中須賀はこの時「YSP&PRESTOレーシング」に所属。ファクトリーではなくセミワークスのサテライトチームだ。翌2009年に連覇を達成。3連覇がかかった2010年。ランキングトップで最終戦を迎えたがレース1で転倒・リタイア。これが響いてチャンピオンを逃した。ランキングはトップだったけど優勝が一度もなかった。優勝しないでチャンピオンを獲っても意味が無い、勝ちを狙う、と攻めた結果が転倒。「ライダーとして攻めた結果だと満足していたが、今はそれを後悔している。チャンピオンを獲るのと獲らないのとではその後が天と地ほどの差がある」と振り返る。2011年もチャンピオンと獲れず苦しいシーズンが続いた。
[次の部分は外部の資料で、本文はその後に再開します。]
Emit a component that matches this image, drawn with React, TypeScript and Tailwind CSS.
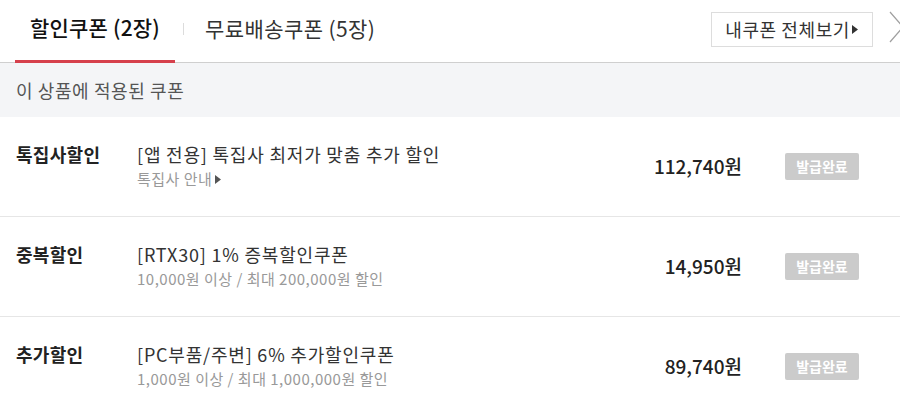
const coupons = [
    {
        type: "톡집사할인",
        title: "[앱 전용] 톡집사 최저가 맞춤 추가 할인",
        sub: "톡집사 안내",
        subArrow: true,
        price: "112,740원",
    },
    {
        type: "중복할인",
        title: "[RTX30] 1% 증복할인쿠폰",
        sub: "10,000원 이상 / 최대 200,000원 할인",
        subArrow: false,
        price: "14,950원",
    },
    {
        type: "추가할인",
        title: "[PC부품/주변] 6% 추가할인쿠폰",
        sub: "1,000원 이상 / 최대 1,000,000원 할인",
        subArrow: false,
        price: "89,740원",
    },
];

function Caret({ className }: { className?: string }) {
    return (
        <svg width="6" height="9" viewBox="0 0 6 9" className={className}>
            <path d="M0 0 L6 4.5 L0 9 Z" fill="currentColor" />
        </svg>
    );
}

function App() {
    return (
        <div className="w-[900px] h-[415px] overflow-hidden bg-white font-['Noto_Sans_CJK_KR','Noto_Sans',sans-serif]">
            {/* tabs */}
            <div className="flex items-stretch h-[63px] border-b border-[#cfcfcf]">
                <div className="ml-[15px] flex items-center px-[15px] pb-[5px] border-b-[3px] border-[#d6404c] -mb-px text-[21px] tracking-[0.2px] font-medium text-[#111]">
                    할인쿠폰 (2장)
                </div>
                <div className="self-center -mt-[4px] ml-[8px] w-px h-[12px] bg-[#dcdcdc]" />
                <div className="flex items-center pb-[5px] ml-[21px] text-[21px] tracking-[0.4px] text-[#333]">
                    무료배송쿠폰 (5장)
                </div>
                <div className="ml-auto mt-[12px] self-start h-[35px] flex items-center pl-[13px] pr-[14px] border border-[#dddddd] text-[18px] tracking-[0.6px] text-[#333]">
                    내쿠폰 전체보기
                    <Caret className="ml-[2px] text-[#333]" />
                </div>
                <svg width="16" height="32" viewBox="0 0 16 32" className="ml-[16px] -mr-[5px] mt-[11px] shrink-0">
                    <polyline points="1,1 14,16 1,31" fill="none" stroke="#a0a0a0" strokeWidth="1.2" />
                </svg>
            </div>

            {/* applied header */}
            <div className="h-[54px] bg-[#f4f5f7] px-4 flex items-center text-[18px] tracking-[0.6px] text-[#555]">
                이 상품에 적용된 쿠폰
            </div>

            {coupons.map((c) => (
                <div key={c.type} className="h-[100px] flex border-b border-[#e6e6e6]">
                    <div className="w-[137px] shrink-0 pl-4 pt-[25px] text-[18px] tracking-[0.3px] leading-[25px] font-bold text-[#222]">
                        {c.type}
                    </div>
                    <div className="flex-1 pt-[25px]">
                        <p className="text-[18px] leading-[25px] tracking-[0.8px] text-[#333]">{c.title}</p>
                        <p className="mt-[2px] flex items-center text-[15px] leading-[20px] tracking-[0.5px] text-[#999]">
                            {c.sub}
                            {c.subArrow && <Caret className="ml-[3px] text-[#555]" />}
                        </p>
                    </div>
                    <div className="self-center text-[19px] font-medium text-[#222]">{c.price}</div>
                    <div className="self-center ml-[43px] mr-[41px] w-[74px] h-[27px] rounded-[2px] bg-[#cbcbcb] flex items-center justify-center text-[14px] font-bold text-white">
                        발급완료
                    </div>
                </div>
            ))}
        </div>
    );
}

export default App;
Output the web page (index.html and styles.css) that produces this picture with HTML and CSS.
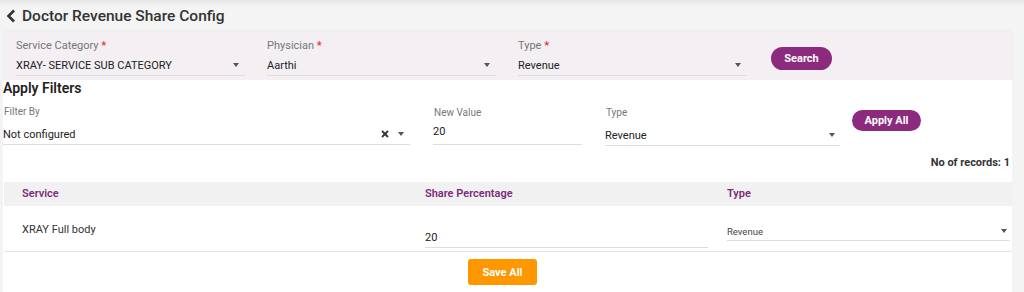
FILE: index.html
```html
<!DOCTYPE html>
<html lang="en">

<head>
    <meta charset="UTF-8">
    <meta name="viewport" content="width=device-width, initial-scale=1.0">
    <title>Doctor Revenue Share Config</title>
    <link rel="stylesheet" href="styles.css">
</head>

<body>
    <div class="page">
        <!-- Page title -->
        <div class="page-header">
            <svg class="back" width="10" height="14" viewBox="0 0 10 14">
                <polyline points="8,1.5 2.5,7 8,12.5" />
            </svg>
            <h1>Doctor Revenue Share Config</h1>
        </div>

        <!-- Search criteria -->
        <div class="search-card">
            <div class="field">
                <label>Service Category <span class="req">*</span></label>
                <div class="select"><span>XRAY- SERVICE SUB CATEGORY</span><i class="caret"></i></div>
            </div>
            <div class="field">
                <label>Physician <span class="req">*</span></label>
                <div class="select"><span>Aarthi</span><i class="caret"></i></div>
            </div>
            <div class="field">
                <label>Type <span class="req">*</span></label>
                <div class="select"><span>Revenue</span><i class="caret"></i></div>
            </div>
            <button class="btn btn-purple btn-search">Search</button>
        </div>

        <div class="panel">
            <h2>Apply Filters</h2>
            <div class="filter-row">
                <div class="field f-filter">
                    <label>Filter By</label>
                    <div class="select">
                        <span>Not configured</span>
                        <svg class="clear" width="8" height="8" viewBox="0 0 8 8">
                            <line x1="1" y1="1" x2="7" y2="7" />
                            <line x1="7" y1="1" x2="1" y2="7" />
                        </svg>
                        <i class="caret"></i>
                    </div>
                </div>
                <div class="field f-value">
                    <label>New Value</label>
                    <div class="select"><span>20</span></div>
                </div>
                <div class="field f-type">
                    <label>Type</label>
                    <div class="select"><span>Revenue</span><i class="caret"></i></div>
                </div>
                <button class="btn btn-purple btn-apply">Apply All</button>
            </div>

            <div class="records">No of records: 1</div>

            <div class="table">
                <div class="th">Service</div>
                <div class="th">Share Percentage</div>
                <div class="th">Type</div>

                <div class="td td-name">XRAY Full body</div>
                <div class="td td-input">
                    <div class="select"><span>20</span></div>
                </div>
                <div class="td td-type">
                    <div class="select small"><span>Revenue</span><i class="caret"></i></div>
                </div>
            </div>

            <div class="footer">
                <button class="btn btn-orange">Save All</button>
            </div>
        </div>
    </div>
</body>

</html>
```

FILE: styles.css
```css
/* General styles */
body {
    margin: 0;
    font-family: Roboto, "Liberation Sans", sans-serif;
    background-color: #f4f4f4;
    color: #222;
    height: 292px;
    overflow: hidden;
}

.page {
    padding: 0 12px 0 3px;
    box-shadow: inset 0 5px 5px -3px rgba(0, 0, 0, 0.08);
    min-height: 292px;
    box-sizing: border-box;
}

.page-header {
    height: 31px;
    display: flex;
    align-items: center;
}

.back {
    margin-left: 3px;
    fill: none;
    stroke: #333;
    stroke-width: 2.6;
}

.page-header h1 {
    margin: 0 0 0 6px;
    font-size: 15.5px;
    font-weight: 500;
    color: #333;
}

/* Search card */
.search-card {
    margin-left: 1px;
    height: 49px;
    box-sizing: border-box;
    background-color: #f3eff3;
    box-shadow: 0 0 3px rgba(0, 0, 0, 0.06);
    padding: 8px 0 0 12px;
    display: grid;
    grid-template-columns: 229px 229px 229px auto;
    column-gap: 22px;
    align-items: start;
}

.field label {
    display: block;
    font-size: 11px;
    line-height: 14px;
    color: #777;
}

.req {
    color: #e53935;
    font-weight: 700;
}

.select {
    display: flex;
    align-items: center;
    height: 20px;
    margin-top: 2px;
    border-bottom: 1px solid #ddd;
    font-size: 11px;
    color: #222;
}

.select span {
    flex: 1;
}

.caret {
    width: 0;
    height: 0;
    border-left: 3.5px solid transparent;
    border-right: 3.5px solid transparent;
    border-top: 4px solid #555;
    margin-right: 6px;
}

.btn {
    border: none;
    color: #fff;
    font-family: Roboto, "Liberation Sans", sans-serif;
    font-weight: 700;
    font-size: 11px;
    cursor: pointer;
}

.btn-purple {
    background-color: #8c2a7e;
    border-radius: 12px;
}

.btn-search {
    width: 61px;
    height: 23px;
    margin: 8px 0 0 2px;
}

/* Filters panel */
.panel {
    background-color: #fff;
    height: 212px;
}

.panel h2 {
    margin: 0;
    font-size: 14px;
    line-height: 16px;
    font-weight: 600;
    color: #222;
}

.filter-row {
    display: flex;
    align-items: flex-start;
    gap: 23px;
    margin-top: 9px;
}

.filter-row .field label {
    font-size: 10px;
    padding-left: 1px;
}

.filter-row .select {
    margin-top: 3px;
    padding-top: 2px;
}

.f-filter {
    width: 407px;
}

.f-value {
    width: 149px;
    margin-top: 1px;
}

.f-value .select {
    margin-top: 1px;
    padding-top: 0;
    padding-bottom: 3px;
}

.f-type {
    width: 235px;
    margin-top: 1px;
}

.f-type .caret {
    margin-right: 5px;
}

.clear {
    stroke: #333;
    stroke-width: 1.8;
    margin-right: 9px;
}

.btn-apply {
    width: 69px;
    height: 21px;
    margin: 5px 0 0 -11px;
    border-radius: 11px;
}

.records {
    text-align: right;
    font-size: 11px;
    font-weight: 700;
    color: #333;
    padding-right: 2px;
    margin-top: 10px;
}

/* Table */
.table {
    margin: 13px 0 0 1px;
    display: grid;
    grid-template-columns: 403px 302px auto;
}

.th {
    background-color: #f1f1f1;
    height: 24px;
    line-height: 24px;
    padding-left: 18px;
    font-size: 11px;
    font-weight: 600;
    color: #7d2b7d;
}

.td {
    height: 46px;
    box-sizing: border-box;
    border-bottom: 1px solid #e2e2e2;
    padding-left: 18px;
}

.td-name {
    padding-top: 17px;
    font-size: 11px;
    line-height: 14px;
    color: #333;
}

.td-input {
    padding: 21px 1px 0 18px;
}

.td-input .select {
    margin-top: 0;
}

.td-type {
    padding: 16px 2px 0 18px;
}

.select.small {
    margin-top: 0;
    height: 18px;
    font-size: 9.5px;
    color: #444;
}

.select.small .caret {
    margin-right: 3px;
}

.footer {
    display: flex;
    justify-content: center;
    padding: 7px 10px 0 0;
}

.btn-orange {
    background-color: #ff9800;
    border-radius: 3px;
    width: 69px;
    height: 26px;
}
```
「無いものねだりをしても勝てない」「負けるということは相手よりも努力をしていないということ」

だが諦めたことは一度もなかった。「どうやったら勝てるか」を常に考えていた。

当時装着していたのはダンロップタイヤ。その特性を活かして勝てる展開を考えた。初期グリップが良いのであれば序盤から飛び出してマージンを築いて勝ちを狙う、などその時の自分の持ちネタの中をどう使えば勝てるのかを考えた。

「速いエンジンが欲しい、良いタイヤが欲しい。無いものねだりしても勝てない。だったら今、自分にある武器は何なのか、を考えた。体力が足りないならフィジカルを徹底的に追い込んだ。」この時の経験が今の強さを築いたと言う。

2012年からタイヤをブリヂストンにスイッチ。その年に4勝を挙げて再びチャンピオンに輝く。2016年まで5年連続でチャンピオンを獲得するが2017年、フロントタイヤが16.5インチから17インチに変更された。このわずか0.5インチの差に苦しめられた。転倒も多く勝てないレースが続いた。

「負けると言うことは相手より努力をしていないと言うこと。何が足りないのかを必死に考えた」。16.5インチで完成されていたマシンを17インチに合わせ、中須賀自信も乗り方を試行錯誤して身につけた。2017年はタイトルを逃したがシーズン最多勝利を獲得した。

特別なことをしてきたわけではない

結局2021年は“全戦全勝”と言うもうひとつの史上初の記録を打ち立てた。

日本のバイクレース界で誰も成し遂げたことのない最高峰クラス10度のチャンピオン。何か特別なことをしてきたわけではない。「しっかりと準備をする」と言う当たり前のことをしてきただけである。だが、その当たり前のことを長く続けるのは難しい。どんな状況にあってもその中に勝つためのヒントを見つけ出す。そこへの努力は決して惜しまない。それが中須賀克行だ。

今シーズンもただひたすら目の前の勝利を掴むために集中する、その姿勢には変わりはないだろう。その先にあるのが11度目のチャンピオンなのだろうか。今年も中須賀克行から目が離せないシーズンになりそうだ。